In the decisions on investment in addition to the ethical dimension there is also willingness to make ‘socially responsible investments’. This latter one can be assessed by ‘ethical investment’. ’Ethical investment’ is the possession of such portfolio with which we can surely reduce ‘bad’ things such as environment pollution and support ‘good’ cases (Winnett& Lewis, 2000). Empirical researches prove that ‘ethical investors’ put their money in such businesses that are identified with ethically acceptable forms of behaviour even if the expected gains are lower than that of the competitors (Webley et al., 2001). Such investors assess ethical issues in addition to the expected risks and profit when they make a decision on investment. Taking environmental and social responsibility is prioritised of the other considerations.
A Swiss representative examination of huge sample (N=1569) (Keller & Siegrist, 2006) wanted to find out how risk taking, stock exchange attitude (e.g. negative ethical attitude) and attitude to money (performance, power, obsession, budget-consciousness) ethical considerations and certain demographic factor influence investments on the stock exchange.
According to the results the amount of income, risk taking and the negative ethical attitude towards the stock exchange are good predictors to decide whether someone would go to the stock exchange or not. (The extent of risk taking was the best indicator!) The negative ethical attitude to the stock exchange negatively influences the willingness to invest on the stock exchange but it is not significant.

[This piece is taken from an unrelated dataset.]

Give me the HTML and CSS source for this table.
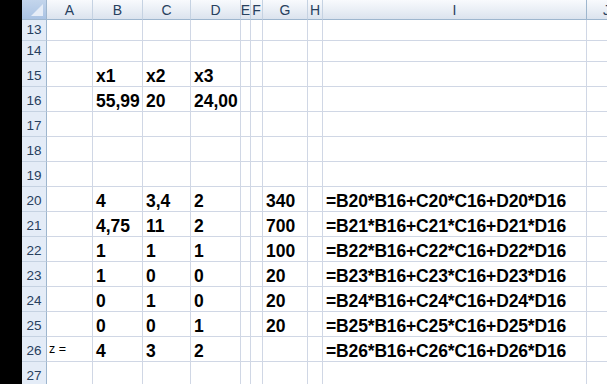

The people who did not invest on the stock exchange would rather consider it unethical. (They think that this money is earned without work/efforts and in this way it is a non-ethical source). The ‘obsession’ oriented attitude to money can positively influence investing on the stock exchange. The amount of income will only go together with taking risks on the stock exchange significantly in the case of men.